For us, the lesson here is that there is hope beyond death, and more concretely that there is redemption beyond failure. When Peter had asked Jesus that one time, “Where are you going,” and Jesus had said that he cannot come with him, but he will later, we see the summation of the tale of Simon Peter in his martyrdom; only after he truly has found his faith does he go to the cross.

I ask us, in our current political climate, are we Caiaphas, or are we Peter? And like Peter, when will we be willing to die for what we believe in? Even when doubt and failure in the pursuit of justice abounds, what are we willing to die for? Peter soon learned that even in the face of uncertainty, faith meant to die for the mission Jesus sent him to carry on: the liberation of the least in our communities. Even when we see that we are set to fail, are we ready to take a leap of faith and go to our deaths so that others might be saved?
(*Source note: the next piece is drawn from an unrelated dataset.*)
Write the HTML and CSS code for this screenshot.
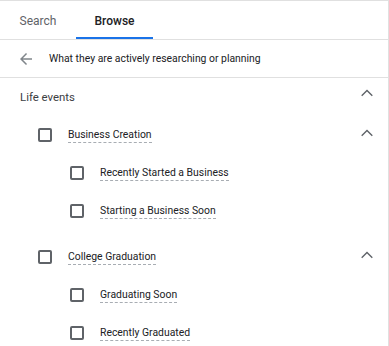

Caiphas and Peter represent two branches of the same vice: steadfast commitment to an ideal. Caiaphas was blinded by his reluctance to see past the structures of the law, and Peter was reluctant to carry on where there was no certainty. These vices rear their heads today still: do we condemn those who do not believe what we believe solely on account of our pre-existing beliefs? Or do we give up on those who cannot reach our demands for certain success?

There is wisdom to be gained from confronting these tendencies, in accepting failure as a part of life, and understanding that there is a place for doubt and loss, here and now, in the pursuit of justice.

Whether you are Christian or not, I wish you peace and comfort in these often difficult and surely polarizing times, and I hope that I have allotted you some time for reflection as the Christian world enters into the contemplation and remembrance of the most solemn events of our faith’s foundation. Be mindful that even in the face of death and destitution there is hope, and so there is always the possibility of justice.